Below is a listing to write out in full, exactly as given, without its pictures.

— begin DATA —

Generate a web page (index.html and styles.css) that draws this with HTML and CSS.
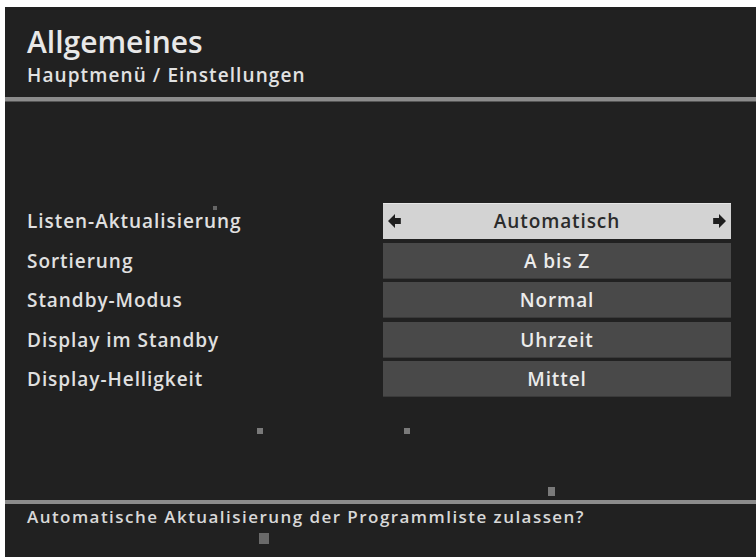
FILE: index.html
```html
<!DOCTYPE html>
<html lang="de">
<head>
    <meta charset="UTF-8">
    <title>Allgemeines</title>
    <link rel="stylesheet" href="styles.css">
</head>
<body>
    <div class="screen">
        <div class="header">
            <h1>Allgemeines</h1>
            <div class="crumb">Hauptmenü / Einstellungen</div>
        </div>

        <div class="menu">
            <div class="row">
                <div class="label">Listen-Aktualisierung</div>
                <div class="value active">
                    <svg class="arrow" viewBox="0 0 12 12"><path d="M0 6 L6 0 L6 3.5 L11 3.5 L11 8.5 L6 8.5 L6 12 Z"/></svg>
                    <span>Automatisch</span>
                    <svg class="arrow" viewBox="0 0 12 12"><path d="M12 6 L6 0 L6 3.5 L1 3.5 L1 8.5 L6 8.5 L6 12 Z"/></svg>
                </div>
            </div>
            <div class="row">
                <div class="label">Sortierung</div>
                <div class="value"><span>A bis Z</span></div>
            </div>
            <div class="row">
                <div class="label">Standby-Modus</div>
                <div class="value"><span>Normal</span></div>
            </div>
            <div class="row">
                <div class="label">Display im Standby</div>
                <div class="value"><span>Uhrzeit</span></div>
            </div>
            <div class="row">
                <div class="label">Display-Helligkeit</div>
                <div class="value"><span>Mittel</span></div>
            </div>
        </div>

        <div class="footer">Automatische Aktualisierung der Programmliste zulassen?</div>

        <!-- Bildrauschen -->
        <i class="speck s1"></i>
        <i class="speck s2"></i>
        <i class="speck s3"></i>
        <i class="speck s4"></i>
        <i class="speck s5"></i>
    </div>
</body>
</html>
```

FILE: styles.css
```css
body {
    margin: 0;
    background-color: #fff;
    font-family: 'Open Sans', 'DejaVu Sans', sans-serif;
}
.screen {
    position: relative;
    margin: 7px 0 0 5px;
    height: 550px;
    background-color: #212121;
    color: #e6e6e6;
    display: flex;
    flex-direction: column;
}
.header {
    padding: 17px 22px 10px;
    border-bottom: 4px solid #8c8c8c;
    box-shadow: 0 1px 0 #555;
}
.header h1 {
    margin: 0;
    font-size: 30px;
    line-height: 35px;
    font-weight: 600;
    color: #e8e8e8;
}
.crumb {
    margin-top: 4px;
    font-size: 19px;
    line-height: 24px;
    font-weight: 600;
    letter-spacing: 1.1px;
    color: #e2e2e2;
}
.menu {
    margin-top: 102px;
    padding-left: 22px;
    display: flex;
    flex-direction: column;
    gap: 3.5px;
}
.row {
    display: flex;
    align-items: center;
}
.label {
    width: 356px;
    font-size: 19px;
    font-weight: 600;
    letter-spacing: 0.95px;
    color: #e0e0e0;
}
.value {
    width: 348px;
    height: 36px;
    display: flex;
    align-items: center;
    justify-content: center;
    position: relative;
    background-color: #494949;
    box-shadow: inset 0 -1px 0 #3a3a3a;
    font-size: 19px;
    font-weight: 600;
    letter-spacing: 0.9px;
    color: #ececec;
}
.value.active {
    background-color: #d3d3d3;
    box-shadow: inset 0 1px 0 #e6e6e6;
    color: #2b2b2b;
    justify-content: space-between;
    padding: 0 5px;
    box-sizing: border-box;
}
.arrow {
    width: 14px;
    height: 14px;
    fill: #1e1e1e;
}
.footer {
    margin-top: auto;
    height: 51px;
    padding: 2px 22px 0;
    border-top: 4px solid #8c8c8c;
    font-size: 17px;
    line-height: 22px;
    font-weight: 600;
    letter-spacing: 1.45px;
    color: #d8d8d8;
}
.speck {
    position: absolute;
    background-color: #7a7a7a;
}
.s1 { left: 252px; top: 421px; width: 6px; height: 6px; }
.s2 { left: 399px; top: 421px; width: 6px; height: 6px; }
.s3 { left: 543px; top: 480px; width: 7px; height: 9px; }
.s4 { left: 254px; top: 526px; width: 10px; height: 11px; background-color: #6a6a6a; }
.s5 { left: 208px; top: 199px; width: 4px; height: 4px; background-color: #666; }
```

— end DATA —

• THE REPLY
Generate a web page (index.html and styles.css) that draws this with HTML and CSS.
FILE: index.html
```html
<!DOCTYPE html>
<html lang="de">
<head>
    <meta charset="UTF-8">
    <title>Allgemeines</title>
    <link rel="stylesheet" href="styles.css">
</head>
<body>
    <div class="screen">
        <div class="header">
            <h1>Allgemeines</h1>
            <div class="crumb">Hauptmenü / Einstellungen</div>
        </div>

        <div class="menu">
            <div class="row">
                <div class="label">Listen-Aktualisierung</div>
                <div class="value active">
                    <svg class="arrow" viewBox="0 0 12 12"><path d="M0 6 L6 0 L6 3.5 L11 3.5 L11 8.5 L6 8.5 L6 12 Z"/></svg>
                    <span>Automatisch</span>
                    <svg class="arrow" viewBox="0 0 12 12"><path d="M12 6 L6 0 L6 3.5 L1 3.5 L1 8.5 L6 8.5 L6 12 Z"/></svg>
                </div>
            </div>
            <div class="row">
                <div class="label">Sortierung</div>
                <div class="value"><span>A bis Z</span></div>
            </div>
            <div class="row">
                <div class="label">Standby-Modus</div>
                <div class="value"><span>Normal</span></div>
            </div>
            <div class="row">
                <div class="label">Display im Standby</div>
                <div class="value"><span>Uhrzeit</span></div>
            </div>
            <div class="row">
                <div class="label">Display-Helligkeit</div>
                <div class="value"><span>Mittel</span></div>
            </div>
        </div>

        <div class="footer">Automatische Aktualisierung der Programmliste zulassen?</div>

        <!-- Bildrauschen -->
        <i class="speck s1"></i>
        <i class="speck s2"></i>
        <i class="speck s3"></i>
        <i class="speck s4"></i>
        <i class="speck s5"></i>
    </div>
</body>
</html>
```

FILE: styles.css
```css
body {
    margin: 0;
    background-color: #fff;
    font-family: 'Open Sans', 'DejaVu Sans', sans-serif;
}
.screen {
    position: relative;
    margin: 7px 0 0 5px;
    height: 550px;
    background-color: #212121;
    color: #e6e6e6;
    display: flex;
    flex-direction: column;
}
.header {
    padding: 17px 22px 10px;
    border-bottom: 4px solid #8c8c8c;
    box-shadow: 0 1px 0 #555;
}
.header h1 {
    margin: 0;
    font-size: 30px;
    line-height: 35px;
    font-weight: 600;
    color: #e8e8e8;
}
.crumb {
    margin-top: 4px;
    font-size: 19px;
    line-height: 24px;
    font-weight: 600;
    letter-spacing: 1.1px;
    color: #e2e2e2;
}
.menu {
    margin-top: 102px;
    padding-left: 22px;
    display: flex;
    flex-direction: column;
    gap: 3.5px;
}
.row {
    display: flex;
    align-items: center;
}
.label {
    width: 356px;
    font-size: 19px;
    font-weight: 600;
    letter-spacing: 0.95px;
    color: #e0e0e0;
}
.value {
    width: 348px;
    height: 36px;
    display: flex;
    align-items: center;
    justify-content: center;
    position: relative;
    background-color: #494949;
    box-shadow: inset 0 -1px 0 #3a3a3a;
    font-size: 19px;
    font-weight: 600;
    letter-spacing: 0.9px;
    color: #ececec;
}
.value.active {
    background-color: #d3d3d3;
    box-shadow: inset 0 1px 0 #e6e6e6;
    color: #2b2b2b;
    justify-content: space-between;
    padding: 0 5px;
    box-sizing: border-box;
}
.arrow {
    width: 14px;
    height: 14px;
    fill: #1e1e1e;
}
.footer {
    margin-top: auto;
    height: 51px;
    padding: 2px 22px 0;
    border-top: 4px solid #8c8c8c;
    font-size: 17px;
    line-height: 22px;
    font-weight: 600;
    letter-spacing: 1.45px;
    color: #d8d8d8;
}
.speck {
    position: absolute;
    background-color: #7a7a7a;
}
.s1 { left: 252px; top: 421px; width: 6px; height: 6px; }
.s2 { left: 399px; top: 421px; width: 6px; height: 6px; }
.s3 { left: 543px; top: 480px; width: 7px; height: 9px; }
.s4 { left: 254px; top: 526px; width: 10px; height: 11px; background-color: #6a6a6a; }
.s5 { left: 208px; top: 199px; width: 4px; height: 4px; background-color: #666; }
```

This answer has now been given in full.